Two Sundays ago I sat in church as I usually do -- one-third listening / one-third thinking about the upcoming week's to-do list / one-third hoping God's Will would come down and boink me on the head to toss me violently onto His chosen path. Luckily, the latter happened, and boy am I glad it did!
The Gospel was from the eighth chapter of John...the story of the adulterous woman and the origin of the phrase many Christians use when begging for forgiveness --"Let him who is without sin among you be the first to throw a stone at her." (John 8:7) Just in case you need a quick refresher, no one stoned the adulterous woman to death that day. Jesus followed up by saying God forgives you. Go and sin no more (I paraphrased that just a little bit).
But then the Homily (sermon) was what really caught my attention. Our priest did a wonderful job talking about forgiveness, reinforcing the idea of confession (something about which people outside of the Catholic church have devisive ideas), and frequently using the word "Yet". You see, according to my beloved priest, God is in all of our "not yets". Boink. That's the sound of God's will hitting me on the head that day. That afternoon I got to thinking about what I heard, and I really haven't stopped thinking about it two weeks later. Lucky for you I'm going to share it.
I am at such a crossroads in my life right now. I am a 34-year-old married mother of three beautiful, healthy kids. My marriage is approaching 10 years strong. I have lived in my humble house for almost 8 years; I have a job that I actually like, even though my boss is also my mother; and my paid-for vehicle threatens to break down every day but I keep going in it. I love to daydream via Pinterest, social media, guilty pleasure TV, etc. about new cars, new homes, same husband and kids, new wardrobes for a smaller and altered figure, and more. But then I'm guilty of worshiping false idols, coveting my neighbors' lives, and more. Sometimes I take my kids into public and it drives me berserk that they are the loud ones, the ones with the crumbs everywhere, the ones who want to sit in my lap instead of entertaining themselves. But then I'm guilty of astronomical expectations. I have to use my hindsight to remind me that my kids' boisterous personalities and affectionate needs were given to them by Bobby and me.
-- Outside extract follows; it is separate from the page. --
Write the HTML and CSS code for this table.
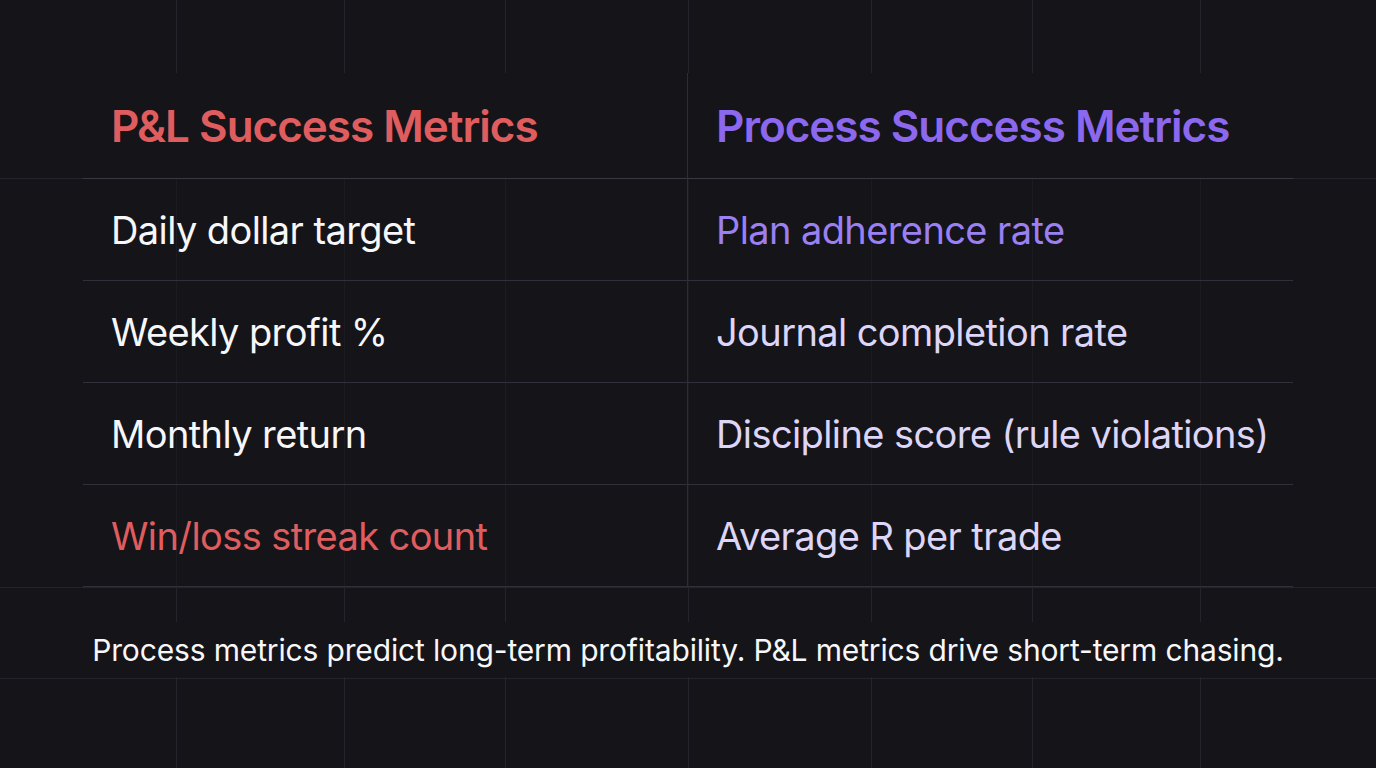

They cannot help their origins. I truly would never want to squelch their animations. My life is what it is. It is a work in progress, a sign of enterprise. And it's not complete yet. God isn't finished with us yet.
So at night, when I lay in bed thinking of all my faults -- I coveted my neighbor's new Infinity, but then I realized I have over-populated the Earth and my big brood wouldn't fit into it; I drove through a new construction neighborhood and cursed aloud that I don't have enough liquid assets to just buy that new, multi-whatever-$$$ house three times the size of mine right now; I yelled at my kids when I should have just taken a deep breath and found more patience -- I ask God to forgive me of my tresspasses and help me sin no more. Boink! Two Sundays ago I was reminded that 1.) I am not the only sinner in the world and 2.) I'm a work in progress. God forgives me and knows that I honestly want to be a better person. But I'm not there...yet.
I needed to record this so I can go back and remind myself over and over that I must keep trying. But also, I wonder how many of you have something bothering yourselves. Do you wish you had more self confidence when you are thrown into a pack of lions? Do you wish you could stop gossiping so much? Do you wish you had more courage to follow what you think is God's path for you even though it's the path less travelled? God isn't finished with you...yet. You must keep moving forward. And when some days you fail, seek His forgiveness first. Then reassess how you can go and sin no more.